(Your task) Omit any picture, and return the remaining data exactly as written.
START
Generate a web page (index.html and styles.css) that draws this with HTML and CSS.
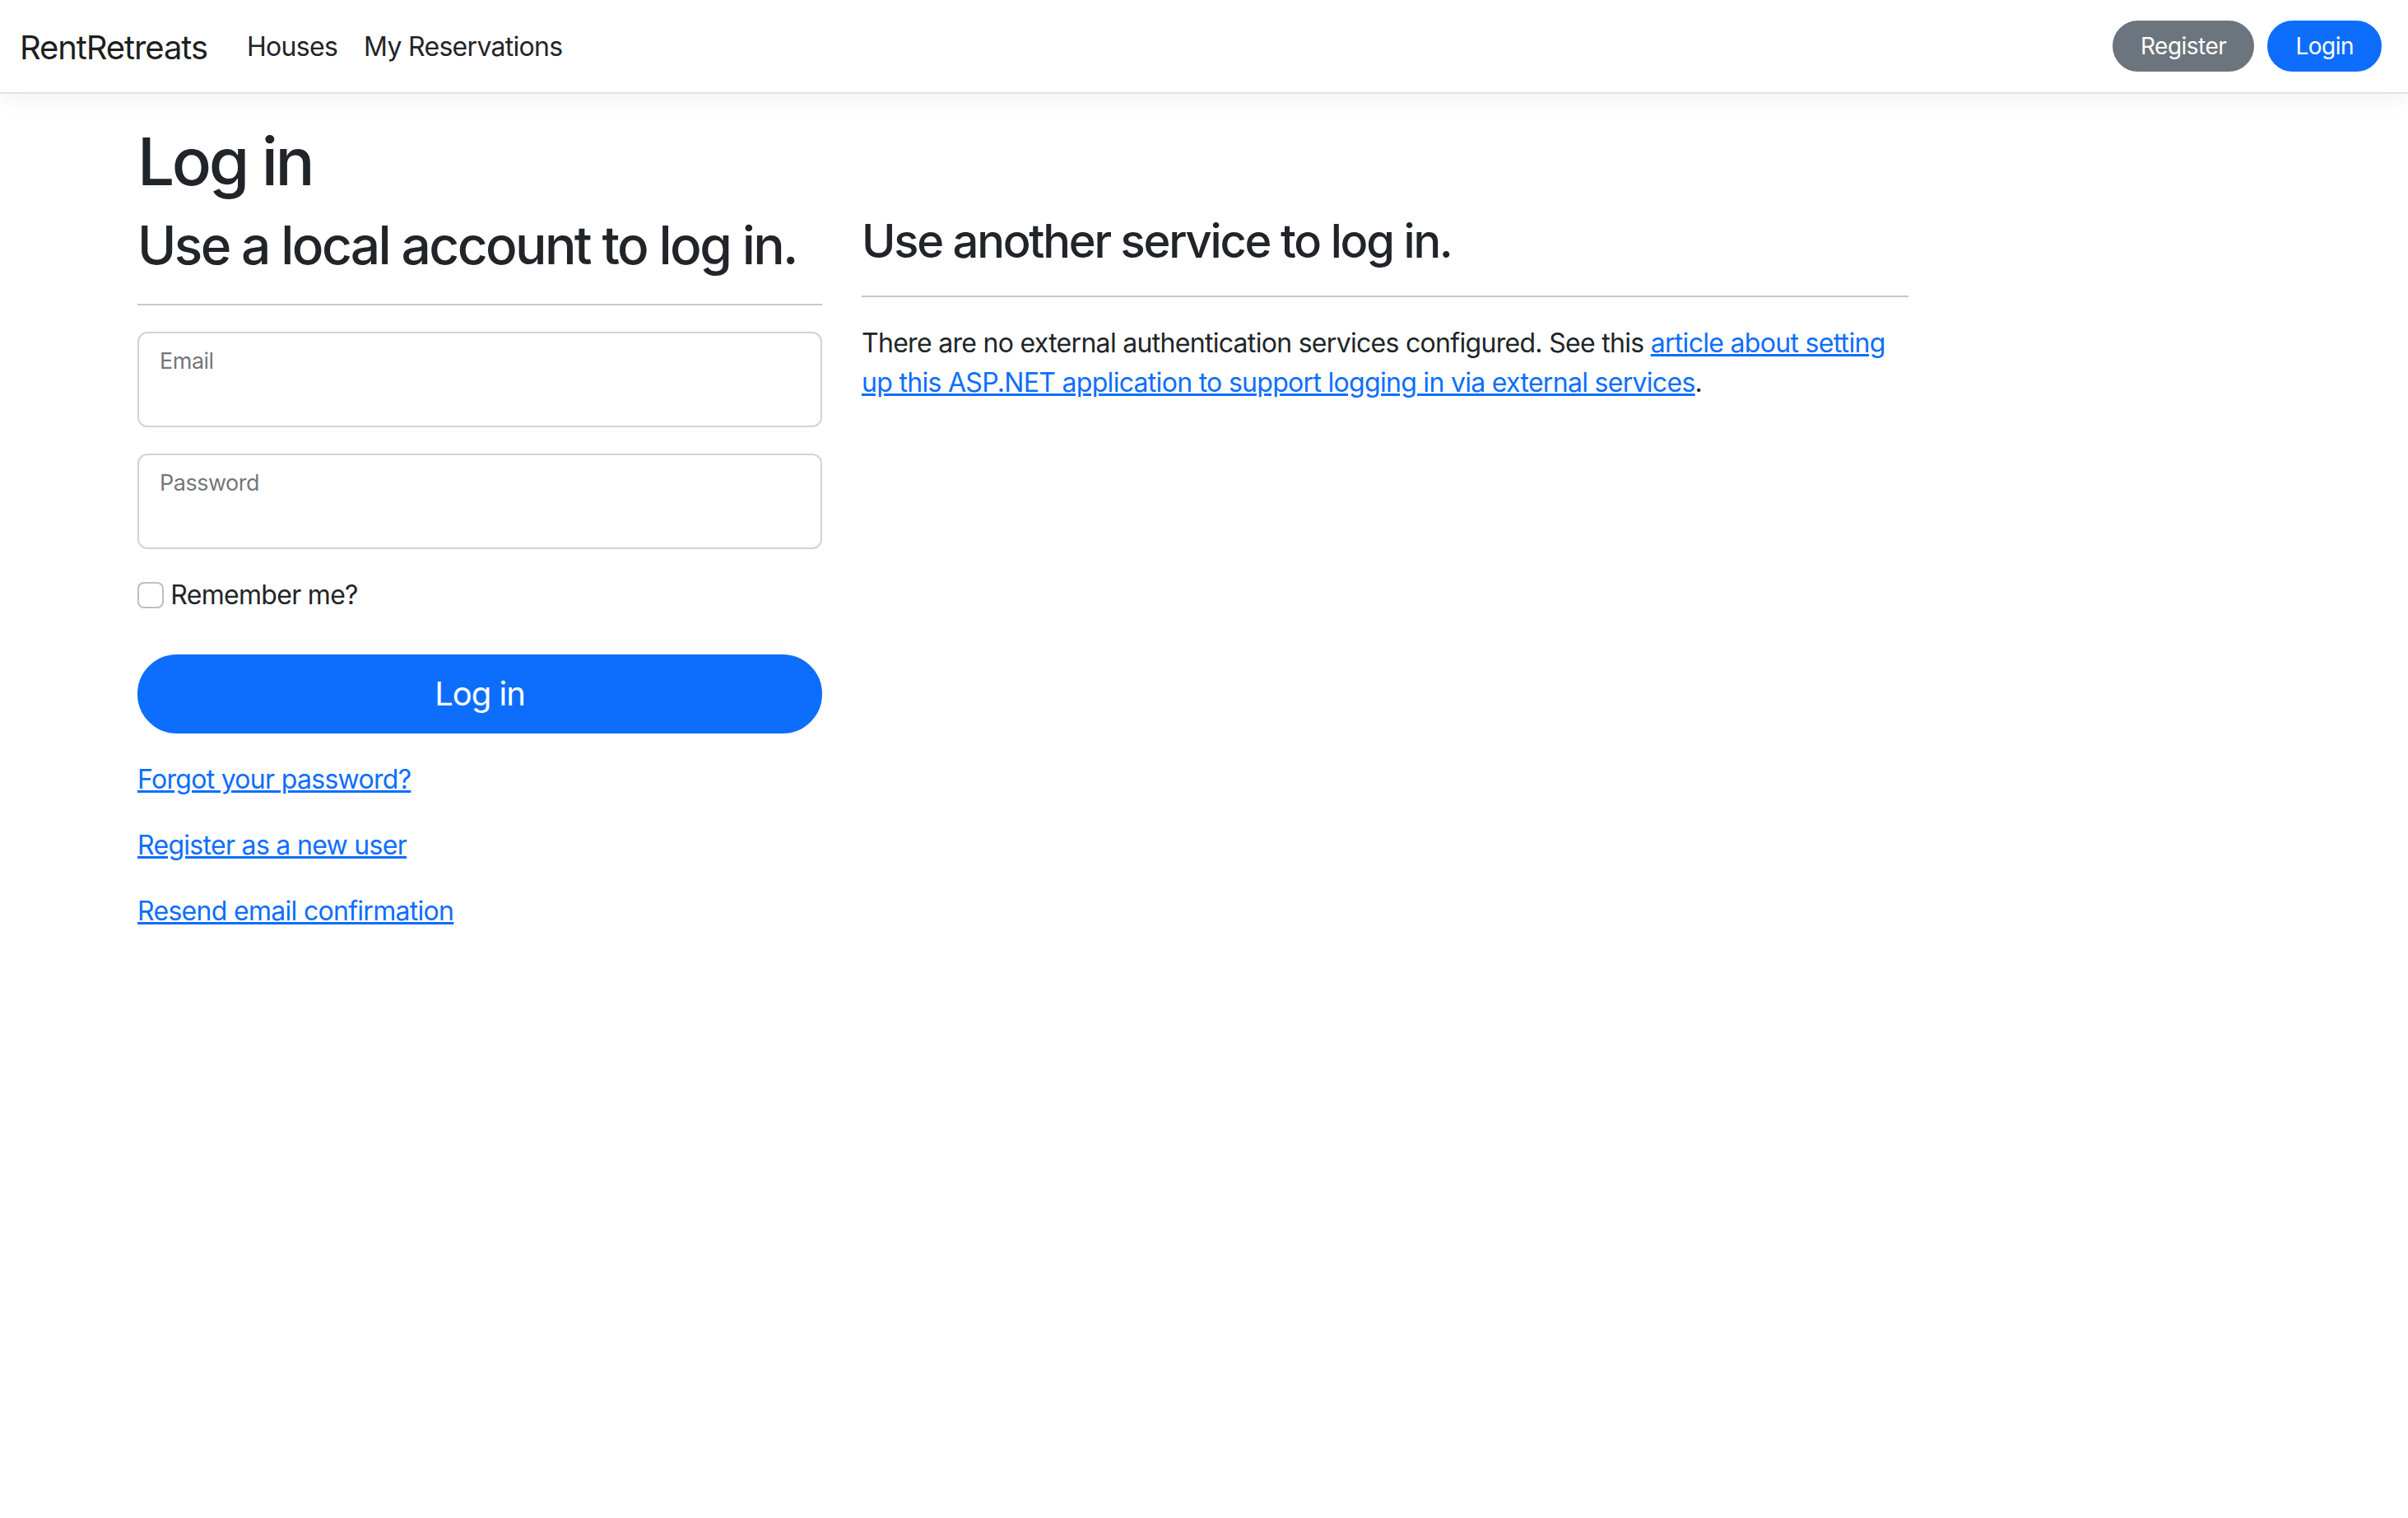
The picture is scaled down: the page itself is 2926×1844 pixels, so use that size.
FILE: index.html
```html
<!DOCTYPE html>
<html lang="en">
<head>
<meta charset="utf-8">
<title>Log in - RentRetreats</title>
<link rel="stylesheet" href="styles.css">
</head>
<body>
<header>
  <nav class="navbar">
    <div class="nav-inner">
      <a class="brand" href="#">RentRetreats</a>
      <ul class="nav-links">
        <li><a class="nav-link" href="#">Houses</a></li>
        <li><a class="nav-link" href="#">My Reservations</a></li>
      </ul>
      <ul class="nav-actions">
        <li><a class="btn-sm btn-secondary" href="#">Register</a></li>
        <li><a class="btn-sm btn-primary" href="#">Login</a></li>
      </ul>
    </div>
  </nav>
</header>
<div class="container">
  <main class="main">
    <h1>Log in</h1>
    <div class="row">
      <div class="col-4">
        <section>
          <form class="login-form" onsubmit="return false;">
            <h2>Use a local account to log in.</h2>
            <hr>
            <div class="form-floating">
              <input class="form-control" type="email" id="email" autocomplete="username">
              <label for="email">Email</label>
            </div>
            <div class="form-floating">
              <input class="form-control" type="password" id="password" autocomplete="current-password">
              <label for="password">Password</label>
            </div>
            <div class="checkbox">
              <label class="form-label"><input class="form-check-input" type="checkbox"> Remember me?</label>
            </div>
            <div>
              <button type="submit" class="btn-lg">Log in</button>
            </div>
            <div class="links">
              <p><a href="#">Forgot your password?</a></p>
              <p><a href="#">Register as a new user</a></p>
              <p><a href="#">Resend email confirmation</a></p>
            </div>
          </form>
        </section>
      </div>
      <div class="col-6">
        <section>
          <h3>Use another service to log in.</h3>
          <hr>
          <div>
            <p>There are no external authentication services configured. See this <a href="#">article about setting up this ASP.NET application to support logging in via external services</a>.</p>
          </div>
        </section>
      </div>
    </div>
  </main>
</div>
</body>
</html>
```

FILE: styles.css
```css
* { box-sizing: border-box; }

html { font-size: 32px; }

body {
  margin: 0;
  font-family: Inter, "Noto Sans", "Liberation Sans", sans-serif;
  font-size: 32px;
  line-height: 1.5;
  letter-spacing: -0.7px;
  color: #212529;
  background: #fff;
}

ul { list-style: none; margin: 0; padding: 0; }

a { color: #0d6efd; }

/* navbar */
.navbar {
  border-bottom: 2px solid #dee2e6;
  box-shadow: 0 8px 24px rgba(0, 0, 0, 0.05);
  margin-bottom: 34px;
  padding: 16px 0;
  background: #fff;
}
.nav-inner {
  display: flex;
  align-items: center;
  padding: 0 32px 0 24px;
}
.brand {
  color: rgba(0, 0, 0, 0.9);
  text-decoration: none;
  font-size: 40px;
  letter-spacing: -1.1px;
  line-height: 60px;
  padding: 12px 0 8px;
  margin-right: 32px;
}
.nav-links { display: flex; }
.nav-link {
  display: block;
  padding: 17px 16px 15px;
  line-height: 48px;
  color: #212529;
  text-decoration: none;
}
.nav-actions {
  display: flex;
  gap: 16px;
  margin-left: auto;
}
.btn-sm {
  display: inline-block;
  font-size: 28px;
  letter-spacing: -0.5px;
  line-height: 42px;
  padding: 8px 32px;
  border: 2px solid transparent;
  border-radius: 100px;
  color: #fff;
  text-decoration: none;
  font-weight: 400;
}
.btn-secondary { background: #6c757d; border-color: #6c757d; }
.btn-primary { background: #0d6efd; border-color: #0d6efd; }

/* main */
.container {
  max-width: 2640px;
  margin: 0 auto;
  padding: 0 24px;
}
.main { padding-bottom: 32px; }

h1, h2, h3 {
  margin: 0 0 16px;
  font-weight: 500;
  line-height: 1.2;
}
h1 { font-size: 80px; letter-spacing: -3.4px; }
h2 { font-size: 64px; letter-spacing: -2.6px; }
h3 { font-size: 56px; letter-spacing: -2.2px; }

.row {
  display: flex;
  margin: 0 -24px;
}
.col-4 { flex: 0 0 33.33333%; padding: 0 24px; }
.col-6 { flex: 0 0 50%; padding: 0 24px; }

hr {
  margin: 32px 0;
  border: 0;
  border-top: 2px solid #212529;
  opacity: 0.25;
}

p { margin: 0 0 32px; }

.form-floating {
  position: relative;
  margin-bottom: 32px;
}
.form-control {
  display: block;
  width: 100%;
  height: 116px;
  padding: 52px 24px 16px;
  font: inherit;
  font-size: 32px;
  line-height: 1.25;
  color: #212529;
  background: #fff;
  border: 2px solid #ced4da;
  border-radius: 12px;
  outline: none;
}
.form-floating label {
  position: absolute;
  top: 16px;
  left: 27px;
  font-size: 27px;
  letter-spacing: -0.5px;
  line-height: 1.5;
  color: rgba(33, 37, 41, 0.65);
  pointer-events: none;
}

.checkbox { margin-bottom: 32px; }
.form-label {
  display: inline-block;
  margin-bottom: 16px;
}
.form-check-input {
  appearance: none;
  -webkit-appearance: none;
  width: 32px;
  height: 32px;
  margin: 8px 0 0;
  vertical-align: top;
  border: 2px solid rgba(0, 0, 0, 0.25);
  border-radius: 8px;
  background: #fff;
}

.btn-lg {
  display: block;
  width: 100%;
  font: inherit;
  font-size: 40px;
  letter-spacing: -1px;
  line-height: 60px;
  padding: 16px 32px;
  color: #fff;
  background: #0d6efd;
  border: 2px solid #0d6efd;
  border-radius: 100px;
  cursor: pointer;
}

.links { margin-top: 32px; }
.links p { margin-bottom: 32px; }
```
END
(Written response)
Generate a web page (index.html and styles.css) that draws this with HTML and CSS.
The picture is scaled down: the page itself is 2926×1844 pixels, so use that size.
FILE: index.html
```html
<!DOCTYPE html>
<html lang="en">
<head>
<meta charset="utf-8">
<title>Log in - RentRetreats</title>
<link rel="stylesheet" href="styles.css">
</head>
<body>
<header>
  <nav class="navbar">
    <div class="nav-inner">
      <a class="brand" href="#">RentRetreats</a>
      <ul class="nav-links">
        <li><a class="nav-link" href="#">Houses</a></li>
        <li><a class="nav-link" href="#">My Reservations</a></li>
      </ul>
      <ul class="nav-actions">
        <li><a class="btn-sm btn-secondary" href="#">Register</a></li>
        <li><a class="btn-sm btn-primary" href="#">Login</a></li>
      </ul>
    </div>
  </nav>
</header>
<div class="container">
  <main class="main">
    <h1>Log in</h1>
    <div class="row">
      <div class="col-4">
        <section>
          <form class="login-form" onsubmit="return false;">
            <h2>Use a local account to log in.</h2>
            <hr>
            <div class="form-floating">
              <input class="form-control" type="email" id="email" autocomplete="username">
              <label for="email">Email</label>
            </div>
            <div class="form-floating">
              <input class="form-control" type="password" id="password" autocomplete="current-password">
              <label for="password">Password</label>
            </div>
            <div class="checkbox">
              <label class="form-label"><input class="form-check-input" type="checkbox"> Remember me?</label>
            </div>
            <div>
              <button type="submit" class="btn-lg">Log in</button>
            </div>
            <div class="links">
              <p><a href="#">Forgot your password?</a></p>
              <p><a href="#">Register as a new user</a></p>
              <p><a href="#">Resend email confirmation</a></p>
            </div>
          </form>
        </section>
      </div>
      <div class="col-6">
        <section>
          <h3>Use another service to log in.</h3>
          <hr>
          <div>
            <p>There are no external authentication services configured. See this <a href="#">article about setting up this ASP.NET application to support logging in via external services</a>.</p>
          </div>
        </section>
      </div>
    </div>
  </main>
</div>
</body>
</html>
```

FILE: styles.css
```css
* { box-sizing: border-box; }

html { font-size: 32px; }

body {
  margin: 0;
  font-family: Inter, "Noto Sans", "Liberation Sans", sans-serif;
  font-size: 32px;
  line-height: 1.5;
  letter-spacing: -0.7px;
  color: #212529;
  background: #fff;
}

ul { list-style: none; margin: 0; padding: 0; }

a { color: #0d6efd; }

/* navbar */
.navbar {
  border-bottom: 2px solid #dee2e6;
  box-shadow: 0 8px 24px rgba(0, 0, 0, 0.05);
  margin-bottom: 34px;
  padding: 16px 0;
  background: #fff;
}
.nav-inner {
  display: flex;
  align-items: center;
  padding: 0 32px 0 24px;
}
.brand {
  color: rgba(0, 0, 0, 0.9);
  text-decoration: none;
  font-size: 40px;
  letter-spacing: -1.1px;
  line-height: 60px;
  padding: 12px 0 8px;
  margin-right: 32px;
}
.nav-links { display: flex; }
.nav-link {
  display: block;
  padding: 17px 16px 15px;
  line-height: 48px;
  color: #212529;
  text-decoration: none;
}
.nav-actions {
  display: flex;
  gap: 16px;
  margin-left: auto;
}
.btn-sm {
  display: inline-block;
  font-size: 28px;
  letter-spacing: -0.5px;
  line-height: 42px;
  padding: 8px 32px;
  border: 2px solid transparent;
  border-radius: 100px;
  color: #fff;
  text-decoration: none;
  font-weight: 400;
}
.btn-secondary { background: #6c757d; border-color: #6c757d; }
.btn-primary { background: #0d6efd; border-color: #0d6efd; }

/* main */
.container {
  max-width: 2640px;
  margin: 0 auto;
  padding: 0 24px;
}
.main { padding-bottom: 32px; }

h1, h2, h3 {
  margin: 0 0 16px;
  font-weight: 500;
  line-height: 1.2;
}
h1 { font-size: 80px; letter-spacing: -3.4px; }
h2 { font-size: 64px; letter-spacing: -2.6px; }
h3 { font-size: 56px; letter-spacing: -2.2px; }

.row {
  display: flex;
  margin: 0 -24px;
}
.col-4 { flex: 0 0 33.33333%; padding: 0 24px; }
.col-6 { flex: 0 0 50%; padding: 0 24px; }

hr {
  margin: 32px 0;
  border: 0;
  border-top: 2px solid #212529;
  opacity: 0.25;
}

p { margin: 0 0 32px; }

.form-floating {
  position: relative;
  margin-bottom: 32px;
}
.form-control {
  display: block;
  width: 100%;
  height: 116px;
  padding: 52px 24px 16px;
  font: inherit;
  font-size: 32px;
  line-height: 1.25;
  color: #212529;
  background: #fff;
  border: 2px solid #ced4da;
  border-radius: 12px;
  outline: none;
}
.form-floating label {
  position: absolute;
  top: 16px;
  left: 27px;
  font-size: 27px;
  letter-spacing: -0.5px;
  line-height: 1.5;
  color: rgba(33, 37, 41, 0.65);
  pointer-events: none;
}

.checkbox { margin-bottom: 32px; }
.form-label {
  display: inline-block;
  margin-bottom: 16px;
}
.form-check-input {
  appearance: none;
  -webkit-appearance: none;
  width: 32px;
  height: 32px;
  margin: 8px 0 0;
  vertical-align: top;
  border: 2px solid rgba(0, 0, 0, 0.25);
  border-radius: 8px;
  background: #fff;
}

.btn-lg {
  display: block;
  width: 100%;
  font: inherit;
  font-size: 40px;
  letter-spacing: -1px;
  line-height: 60px;
  padding: 16px 32px;
  color: #fff;
  background: #0d6efd;
  border: 2px solid #0d6efd;
  border-radius: 100px;
  cursor: pointer;
}

.links { margin-top: 32px; }
.links p { margin-bottom: 32px; }
```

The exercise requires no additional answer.